In 2008, he co-starred in a recurring role on the highly provocative Israeli TV series, The Ran Quadruplets, where he played Nadav, a sexually charged young man embroiled in the world of Tel Aviv's pulsating gay scene.

The aptly titled My Turn was Yeho's first full-length English album and EP and was released in May 2009 and was produced by Lyrik. His video of "Just Another Summer" received its worldwide premiere on Logo and made it to the top of Logo music chart. the following singles "My Turn" and "Remember When" also made it to the top of Logo's music chart. Yeho was introduced to America as the cover man and featured interview in Instinct Magazine's May 2009 issue.

In 2010, Yeho released My Turn – The Remix Album which included several remix tracks to "My Turn" album songs. Later that year Yeho and Lyrik toured together in their US and Canada summer tour entitled "Remember When Tour".

On 26 February 2013, Yeho officially released his second full-length English album Yeho, containing 10 tracks, produced by Lyrik.
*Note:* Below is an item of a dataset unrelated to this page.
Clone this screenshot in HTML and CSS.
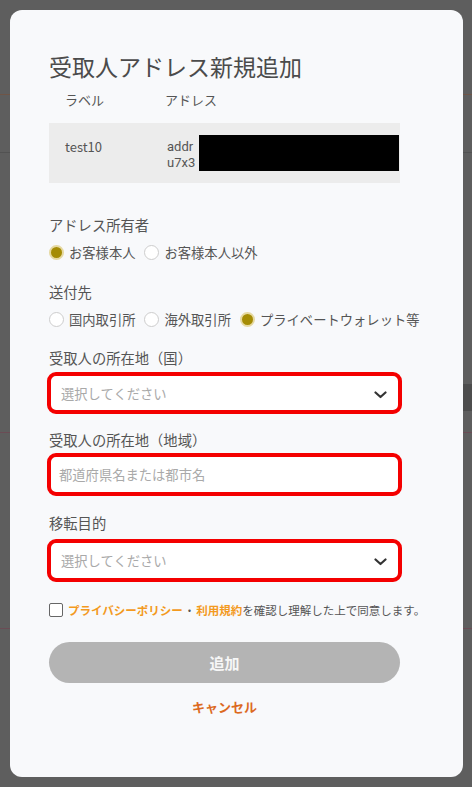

Lyrik also appears in the album on the song "You'll Be Loved". Also appearing on the album is the Russian LGBT singer Daniell Gertsegov in the song "My Yeho."

In 2017, Yeho re-released his previous albums under the album titles The Original Hebrew Album, The Original Album and The Original Album Remixed adding never before released tracks and remastered and revised versions of the previous albums' tracks.

== Discography ==

=== Albums ===
- 2000: Medabrim Al Ze (Hebrew: מדברים על זה) (in Hebrew)
- 2009: My Turn (in English)
- 2010: My Turn – The Remix Album (in English)
- 2013: Yeho (in English)
- 2017: The Original Hebrew Album (in Hebrew)
- 2017: The Original Album (in English)
- 2017: The Original Album Remixed (in English)
- 2017: Exordium (in English)
- 2017: Lyrik Does Yeho (in English)
- 2019: Something About You (in English)

=== Singles ===
- 2006: "Kore Lecha" (in Hebrew)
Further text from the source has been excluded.